Moscow — The Russian Cabinet approved ratification of the Kyoto Protocol on Thursday, a decisive step that effectively sets the stage for worldwide enactment of the landmark global warming accord after years of diplomatic wrangling.
Reached in 1997 after two years of talks, the pact calls for the world's industrialized countries to reduce emissions of greenhouse gases linked to global warming. Proponents still need backing from Russia's parliament, both chambers of which are controlled by Russian President Vladimir Putin's loyalists, who are expected to fall in line with Thursday's decision.
With the United States' refusal to endorse the pact, Russia's ratification was needed for the accord to become effective.
The treaty needs to be approved by no fewer than 55 industrial countries that cumulatively represent at least 55 percent of greenhouse gas emissions. The United States represents 36 percent of the world's greenhouse gas emissions, and its rejection of the pact left Russia as the only other industrial polluter large enough to push the treaty over the 55 percent threshold.
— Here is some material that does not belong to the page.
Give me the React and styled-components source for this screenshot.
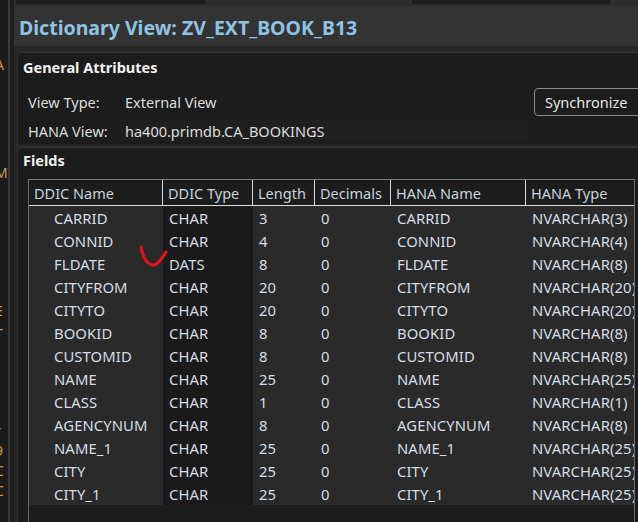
import React from 'react';
import styled, { createGlobalStyle } from 'styled-components';

const GlobalStyle = createGlobalStyle`
  html, body {
    margin: 0;
    padding: 0;
    background: #1e1e1e;
    font-family: "Noto Sans", "Open Sans", sans-serif;
  }
`;

const Page = styled.div`
  display: flex;
  width: 638px;
  height: 522px;
  overflow: hidden;
  background: #1e1e1e;
`;

const Sidebar = styled.div`
  width: 8px;
  flex: none;
  position: relative;
  overflow: hidden;
  background: #1b1b1b;
  border-right: 2px solid #3a3a3a;
  margin-right: 4px;
`;

const SideGlyph = styled.span`
  position: absolute;
  left: -5px;
  top: ${p => p.top}px;
  font-size: 14px;
  color: #c89a4a;
  line-height: 1;
`;

const Main = styled.div`
  flex: 1;
  display: flex;
  flex-direction: column;
  min-width: 0;
  background: #262626;
`;

const TopStrip = styled.div`
  height: 6px;
  display: flex;
  background: #2d2d2d;
`;

const TopTab = styled.div`
  width: ${p => p.w}px;
  margin-left: ${p => p.ml}px;
  background: #1e1e1e;
  height: 4px;
`;

const TitleBar = styled.div`
  height: 40px;
  display: flex;
  align-items: center;
  padding: 2px 0 0 5px;
  box-sizing: border-box;
  background: #333333;
  color: #8ec3e2;
  font-weight: 700;
  font-size: 19.5px;
  white-space: nowrap;
`;

const Divider = styled.div`
  height: 6px;
  background: #282828;
`;

const Section = styled.div`
  margin-left: 3px;
  background: #1c1c1c;
  border-top: 1px solid #353535;
  border-left: 1px solid #303030;
  border-top-left-radius: 5px;
  display: flex;
  flex-direction: column;
  ${p => p.grow && 'flex: 1;'}
`;

const SectionHeader = styled.div`
  height: ${p => p.h}px;
  display: flex;
  align-items: center;
  padding-left: 5px;
  font-weight: 700;
  font-size: 14.5px;
  color: #f2f2f2;
`;

const AttrList = styled.div`
  padding-top: 6px;
`;

const AttrRow = styled.div`
  height: 29px;
  display: flex;
  align-items: center;
  padding-left: 10px;
  font-size: 14.5px;
  color: #dcdcdc;
`;

const AttrLabel = styled.div`
  width: 97px;
  flex: none;
`;

const AttrValue = styled.div`
  flex: 1;
  display: flex;
  align-items: center;
  height: 21px;
  margin-left: -5px;
  padding-left: 5px;
  max-width: 402px;
  background: ${p => (p.field ? '#1f1f1f' : 'transparent')};
`;

const SyncButton = styled.button`
  margin-left: auto;
  height: 28px;
  width: 108px;
  flex: none;
  margin-right: -4px;
  background: #1c1c1c;
  border: 1px solid #8a8a8a;
  border-radius: 4px;
  color: #e6e6e6;
  font-family: inherit;
  font-size: 14.5px;
  padding: 0 0 0 10px;
  text-align: left;
`;

const SectionGap = styled.div`
  height: 2px;
  background: #2a2a2a;
`;

const TableWrap = styled.div`
  position: relative;
  flex: 1;
  margin: 7px 0 0 10px;
  width: 605px;
  border-left: 1px solid #6a6a6a;
  border-right: 1px solid #6a6a6a;
  border-top: 1px solid #7a7a7a;
  background: #1c1c1c;
`;

const Grid = styled.div`
  display: grid;
  grid-template-columns: 134px 90px 62px 76px 135px 108px;
  font-size: 14.8px;
  letter-spacing: 0.1px;
  color: #d6dde4;
`;

const HeadCell = styled.div`
  height: 25px;
  display: flex;
  align-items: center;
  padding-left: 5px;
  background: #1c1c1c;
  border-right: ${p => (p.last ? 'none' : '1px solid #d8d8d8')};
  border-bottom: 1px solid #e0e0e0;
  white-space: nowrap;
  overflow: hidden;
  font-size: 14.5px;
  letter-spacing: 0;
  color: #c9d3dc;
`;

const Cell = styled.div`
  height: 23px;
  display: flex;
  align-items: center;
  padding-left: ${p => (p.indent ? 25 : 6)}px;
  background: ${p => (p.dark ? '#1a1a1a' : '#2a2a2a')};
  white-space: nowrap;
  overflow: hidden;
`;

const Mark = styled.svg`
  position: absolute;
  left: 110px;
  top: 64px;
  pointer-events: none;
`;

const rows = [
  ['CARRID', 'CHAR', '3', 'NVARCHAR(3)'],
  ['CONNID', 'CHAR', '4', 'NVARCHAR(4)'],
  ['FLDATE', 'DATS', '8', 'NVARCHAR(8)'],
  ['CITYFROM', 'CHAR', '20', 'NVARCHAR(20)'],
  ['CITYTO', 'CHAR', '20', 'NVARCHAR(20)'],
  ['BOOKID', 'CHAR', '8', 'NVARCHAR(8)'],
  ['CUSTOMID', 'CHAR', '8', 'NVARCHAR(8)'],
  ['NAME', 'CHAR', '25', 'NVARCHAR(25)'],
  ['CLASS', 'CHAR', '1', 'NVARCHAR(1)'],
  ['AGENCYNUM', 'CHAR', '8', 'NVARCHAR(8)'],
  ['NAME_1', 'CHAR', '25', 'NVARCHAR(25)'],
  ['CITY', 'CHAR', '25', 'NVARCHAR(25)'],
  ['CITY_1', 'CHAR', '25', 'NVARCHAR(25)'],
];

const headers = ['DDIC Name', 'DDIC Type', 'Length', 'Decimals', 'HANA Name', 'HANA Type'];

const sideGlyphs = [
  { top: 58, c: 'A' },
  { top: 166, c: 'M' },
  { top: 304, c: 'E' },
  { top: 327, c: 'T' },
  { top: 424, c: 'r' },
  { top: 444, c: '9' },
  { top: 464, c: 'C' },
  { top: 484, c: 'C' },
];

export default function App() {
  return (
    <>
      <GlobalStyle />
      <Page>
        <Sidebar>
          {sideGlyphs.map(g => (
            <SideGlyph key={g.top} top={g.top}>{g.c}</SideGlyph>
          ))}
        </Sidebar>
        <Main>
          <TopStrip>
            <TopTab w={190} ml={2} />
            <TopTab w={198} ml={206} />
          </TopStrip>
          <TitleBar>Dictionary View: ZV_EXT_BOOK_B13</TitleBar>
          <Divider />
          <Section>
            <SectionHeader h={28}>General Attributes</SectionHeader>
            <AttrList>
              <AttrRow>
                <AttrLabel>View Type:</AttrLabel>
                <AttrValue>External View</AttrValue>
                <SyncButton>Synchronize</SyncButton>
              </AttrRow>
              <AttrRow>
                <AttrLabel>HANA View:</AttrLabel>
                <AttrValue field>ha400.primdb.CA_BOOKINGS</AttrValue>
              </AttrRow>
            </AttrList>
          </Section>
          <SectionGap />
          <Section grow>
            <SectionHeader h={24}>Fields</SectionHeader>
            <TableWrap>
              <Grid>
                {headers.map((h, i) => (
                  <HeadCell key={h} last={i === headers.length - 1}>{h}</HeadCell>
                ))}
                {rows.map(r => (
                  <React.Fragment key={r[0]}>
                    <Cell indent>{r[0]}</Cell>
                    <Cell dark>{r[1]}</Cell>
                    <Cell>{r[2]}</Cell>
                    <Cell>0</Cell>
                    <Cell>{r[0]}</Cell>
                    <Cell>{r[3]}</Cell>
                  </React.Fragment>
                ))}
              </Grid>
              <Mark width="30" height="26" viewBox="0 0 30 26">
                <path
                  d="M2 3 Q5 19 13 21 Q19 22 27 8"
                  fill="none"
                  stroke="#e0141a"
                  strokeWidth="3.2"
                  strokeLinecap="round"
                />
              </Mark>
            </TableWrap>
          </Section>
        </Main>
      </Page>
    </>
  );
}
"Today's decision was historic," said Georgy Safanov, director of the Russian Regional Environment Center and a longtime advocate of the pact. "Human beings affect climate, and there is just one way to prevent this: a global initiative on reducing our impact on climate."
Klaus Toepfer, chief of the U.N. Environment Program, called the Russian government's decision a "cause for celebration. ... I hope other nations, some of whom like Russia have maybe been in the past reluctant to ratify, will now join us in this truly global endeavor."